During this period an Englishman named Morgan, head of the commercial department of the Times of Ceylon Newspapers sent for G.S.F. As a result of this meeting G.S.F. was made the main artist of the Times Group Newspapers in 1933. Here he met Aubrey Collette the excellent political cartoonist and built up a good rapport. After sometime when Collette joined Lake House Group of Newspapers, G.S.F. became the chief cartoonist in the Times group of newspapers. D.B. Dhanapala, who himself became a power in the newspaper world then Editor of the Lankadeepa recruited G.S.F. as the Chief Artist. Apart from illustrations to this paper he did the daily political cartoon. His subjects were mainly politicians, people in pubic places and tackling social evils, satire and comment on social political aspects, which sustained a sense of humour in the reader.
Once Sir John Kotelawala the then Prime Minister of Sri Lanka was so impressed by G.S.F’s caricatures of him, invited G.S. to his Kandawela residence for a egg hopper feed and a handsome prize in cash. Amid this variety of work G.S.F. grew in repute as an illustrator of picture stories. He did a picture story called ‘Neela’ appeared in the Sunday Lankadeepa which became very popular especially among children. ‘Neela’ was the first picture story published in Sri Lankan newspapers. It opened the door for other newspapers to start a series of picture stories. Not only as an artist he was the art director of the first Sinhalese film produced in 1925 named ‘Rajakiya Wickramaya’ unfortunately it got destroyed to a fire in a studio in India.
He held many art exhibitions in Sri Lanka, and his best works have been exhibited in foreign countries. Most art lovers liked G.S.F’s Water-colour technique. Even my paintings are considered similar to his. It’s obvious that I happened to be his pupil. From the bliss of his marriage he had four children. The eldest son become a gynaecologist., the daughter became journalist, the second son was consultant optometrist and the youngest daughter a science teacher. G.S.F. had his pet method in drawing the female figure in water-colours, which worked best. He was reputed in giving life to women on canvas. The village damsel sporting local village attire (cloth and jacket) which revealed several inches of bare midriff carrying a pot of water tucked to her belly, woman bathing in the river semi dressed, a tantalizing figure of a woman dancer, bring splender visuals from his brush. G.S.F. loved nature and his favourite town in Sri Lanka was Kandy.
Very often he made week-end trips with me to Kandy, driving his Morris Minor to do painting. He loved outdoor painting and many trips were done to his favourite places with me. He also had a hand in oil painting and scraper board work.
Long ago a beautiful wall calendar was put out by a reputed private firm with his oil paintings. His scraper board work consisted famous personalities as Anagarika Dharmapala, D. S. Senanayake, dancer Niththawala Gunaya and Kataragama festival.

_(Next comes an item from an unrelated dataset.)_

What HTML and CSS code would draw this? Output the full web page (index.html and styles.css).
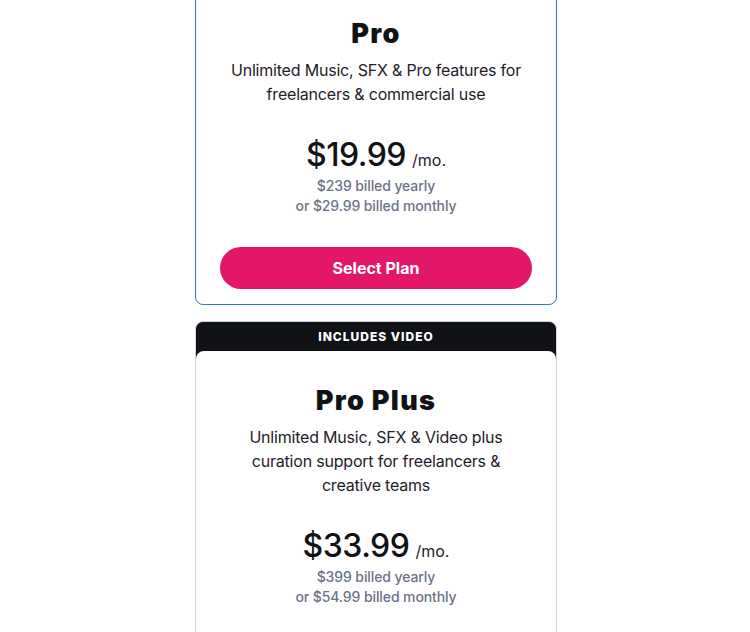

I was privileged to study under one of Sri Lanka’s finest water-colourists G. S. Fernando whom I consider as my ‘guru; (teacher) and I shall always feel a sense of gratitude and loyalty to him. Once I was working on a overseas contract for a government concern I received a letter from my ‘guru’ in his own hand writing. His letter read “Let me see my pupil ‘Tissa’ before I die”.
The letter was dated August 26, 1988. This letter is a treasure and so precious to me and kept as a collector’s item. He had a tremendous affection for me and considered me as his trustworthy loyal pupil. He died in 1990 at the age of 86. His position in the history of water-colour painting is unique. One can only add after his name G. S. Another ‘G’ – genius.